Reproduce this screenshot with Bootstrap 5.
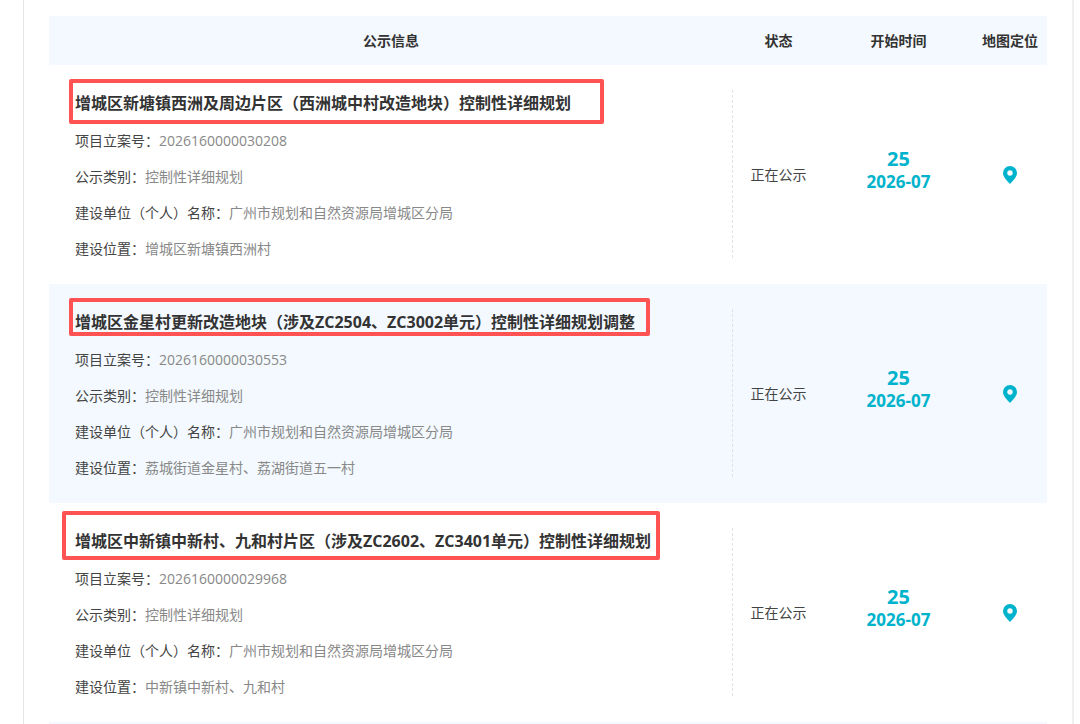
<!DOCTYPE html>
<html lang="zh-CN">
<head>
<meta charset="utf-8">
<meta name="viewport" content="width=device-width, initial-scale=1">
<title>公示信息</title>
<link rel="stylesheet" href="https://cdn.jsdelivr.net/npm/bootstrap@5.3.0/dist/css/bootstrap.min.css">
<style>
  body { font-family: "Open Sans", "Noto Sans CJK SC", sans-serif; font-size: 14px; line-height: 18px; color: #444; }
  .panel { margin: 0 6px 0 23px; padding: 16px 25px 0; border-left: 1px solid #e6e6e6; border-right: 2px solid #f0f0f0; }
  .notices { table-layout: fixed; }
  .notices th, .notices td { padding: 0; text-align: center; vertical-align: middle; }
  .notices thead th { height: 49px; color: #333; background: #f3f9fe; }
  .notices tbody tr:nth-child(even) { background: #f3f9fe; }
  .notices td.info-cell { padding: 25px 0 26px 26px; text-align: left; }
  .col-status { width: 91px; }
  .col-date { width: 149px; }
  .col-map { width: 74px; }
  .info { border-right: 1px dashed #e2e2e2; }
  .info-title { font-size: 16px; line-height: 26px; margin: 0 0 16px; font-weight: 700; }
  .info-title a { color: #333; }
  .info dl { display: grid; gap: 18px; margin: 0; }
  .info dt { font-weight: 400; }
  .info dd { margin: 0; color: #888; }
  /* Red frame laid over each title */
  .frame { position: absolute; border: 4px solid #ff5252; border-radius: 2px; pointer-events: none; }
  .frame-a { inset: -11px auto -8px -6px; width: 535px; }
  .frame-b { inset: -11px auto -1px -6px; width: 581px; }
  .frame-c { inset: -17px auto -6px -13px; width: 598px; }
  .date { color: #00b3cc; font-weight: 700; line-height: 23px; padding-bottom: 10px; }
  .date-day { font-size: 20px; }
  .date-month { font-size: 17px; }
  .pin { color: #00b3cc; }
  .next-strip { height: 2px; background: #f3f9fe; }
</style>
</head>
<body>
<main class="panel min-vh-100">
  <table class="notices w-100">
    <colgroup><col><col class="col-status"><col class="col-date"><col class="col-map"></colgroup>
    <thead>
      <tr><th scope="col">公示信息</th><th scope="col">状态</th><th scope="col">开始时间</th><th scope="col">地图定位</th></tr>
    </thead>
    <tbody>
      <tr>
        <td class="info-cell"><div class="info">
          <h2 class="info-title position-relative"><a href="#" class="text-decoration-none">增城区新塘镇西洲及周边片区（西洲城中村改造地块）控制性详细规划</a><span class="frame frame-a"></span></h2>
          <dl>
            <div class="d-flex"><dt>项目立案号：</dt><dd>2026160000030208</dd></div>
            <div class="d-flex"><dt>公示类别：</dt><dd>控制性详细规划</dd></div>
            <div class="d-flex"><dt>建设单位（个人）名称：</dt><dd>广州市规划和自然资源局增城区分局</dd></div>
            <div class="d-flex"><dt>建设位置：</dt><dd>增城区新塘镇西洲村</dd></div>
          </dl>
        </div></td>
        <td>正在公示</td>
        <td><div class="date"><div class="date-day">25</div><div class="date-month">2026-07</div></div></td>
        <td><button type="button" class="pin btn border-0 p-0" aria-label="地图定位"><svg class="d-block" width="14" height="18" viewBox="0 0 14 18" fill="currentColor"><path fill-rule="evenodd" d="M7 0a7 7 0 0 0-7 7c0 3.700 3.400 7.200 7 11 3.600-3.800 7-7.300 7-11a7 7 0 0 0-7-7zm0 4.300a2.700 2.700 0 1 1 0 5.400 2.700 2.700 0 0 1 0-5.400z"/></svg></button></td>
      </tr>
      <tr>
        <td class="info-cell"><div class="info">
          <h2 class="info-title position-relative"><a href="#" class="text-decoration-none">增城区金星村更新改造地块（涉及ZC2504、ZC3002单元）控制性详细规划调整</a><span class="frame frame-b"></span></h2>
          <dl>
            <div class="d-flex"><dt>项目立案号：</dt><dd>2026160000030553</dd></div>
            <div class="d-flex"><dt>公示类别：</dt><dd>控制性详细规划</dd></div>
            <div class="d-flex"><dt>建设单位（个人）名称：</dt><dd>广州市规划和自然资源局增城区分局</dd></div>
            <div class="d-flex"><dt>建设位置：</dt><dd>荔城街道金星村、荔湖街道五一村</dd></div>
          </dl>
        </div></td>
        <td>正在公示</td>
        <td><div class="date"><div class="date-day">25</div><div class="date-month">2026-07</div></div></td>
        <td><button type="button" class="pin btn border-0 p-0" aria-label="地图定位"><svg class="d-block" width="14" height="18" viewBox="0 0 14 18" fill="currentColor"><path fill-rule="evenodd" d="M7 0a7 7 0 0 0-7 7c0 3.700 3.400 7.200 7 11 3.600-3.800 7-7.300 7-11a7 7 0 0 0-7-7zm0 4.300a2.700 2.700 0 1 1 0 5.400 2.700 2.700 0 0 1 0-5.400z"/></svg></button></td>
      </tr>
      <tr>
        <td class="info-cell"><div class="info">
          <h2 class="info-title position-relative"><a href="#" class="text-decoration-none">增城区中新镇中新村、九和村片区（涉及ZC2602、ZC3401单元）控制性详细规划</a><span class="frame frame-c"></span></h2>
          <dl>
            <div class="d-flex"><dt>项目立案号：</dt><dd>2026160000029968</dd></div>
            <div class="d-flex"><dt>公示类别：</dt><dd>控制性详细规划</dd></div>
            <div class="d-flex"><dt>建设单位（个人）名称：</dt><dd>广州市规划和自然资源局增城区分局</dd></div>
            <div class="d-flex"><dt>建设位置：</dt><dd>中新镇中新村、九和村</dd></div>
          </dl>
        </div></td>
        <td>正在公示</td>
        <td><div class="date"><div class="date-day">25</div><div class="date-month">2026-07</div></div></td>
        <td><button type="button" class="pin btn border-0 p-0" aria-label="地图定位"><svg class="d-block" width="14" height="18" viewBox="0 0 14 18" fill="currentColor"><path fill-rule="evenodd" d="M7 0a7 7 0 0 0-7 7c0 3.700 3.400 7.200 7 11 3.600-3.800 7-7.300 7-11a7 7 0 0 0-7-7zm0 4.300a2.700 2.700 0 1 1 0 5.400 2.700 2.700 0 0 1 0-5.400z"/></svg></button></td>
      </tr>
    </tbody>
  </table>
  <div class="next-strip"></div>
</main>
<script src="https://cdn.jsdelivr.net/npm/bootstrap@5.3.0/dist/js/bootstrap.bundle.min.js"></script>
</body>
</html>
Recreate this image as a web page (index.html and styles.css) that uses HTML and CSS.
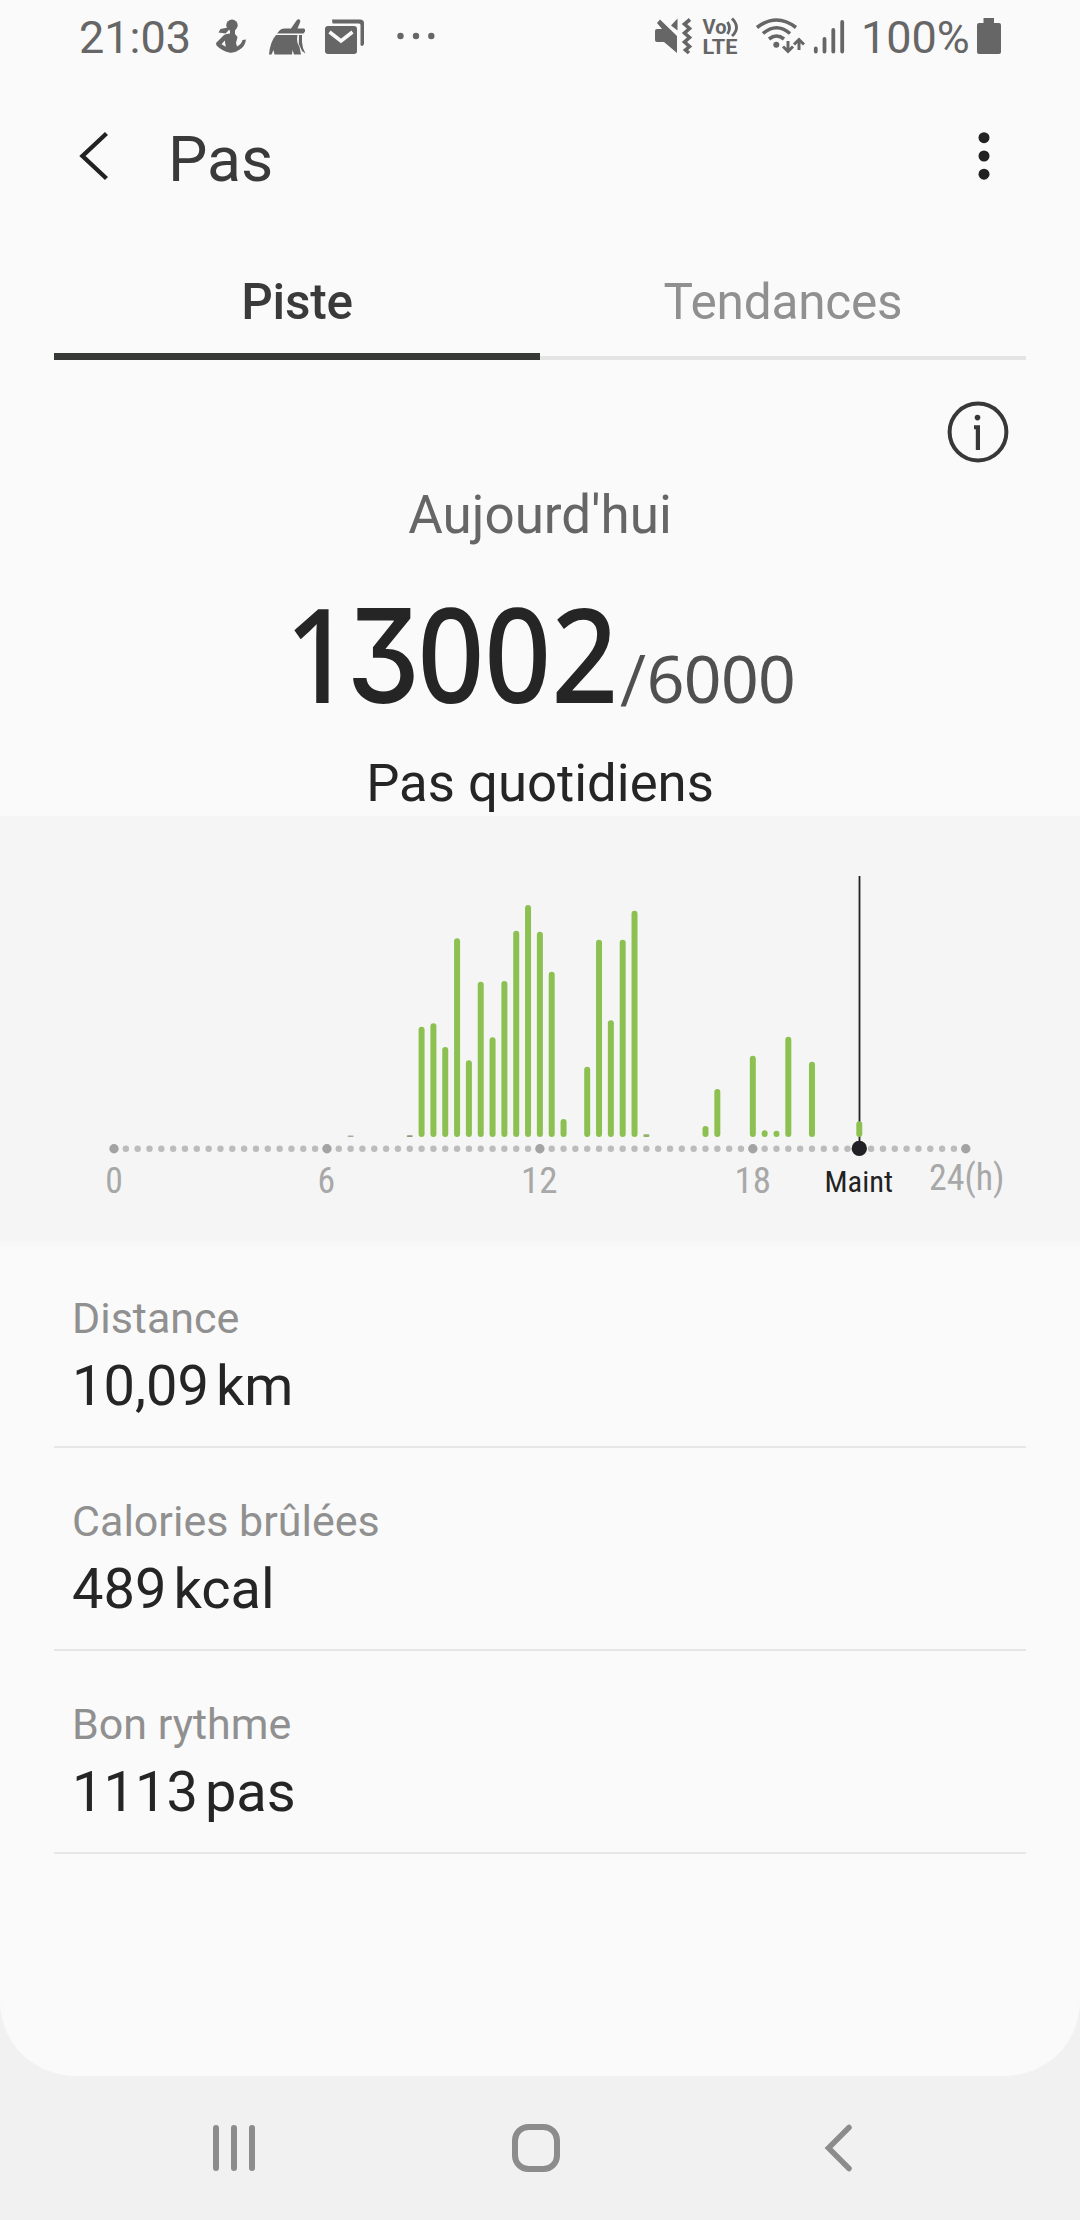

--*--

→ **THE EXERCISE**
Go through the data and count each line that has the word "this", then give the total alone.

→ **SOLUTION**
2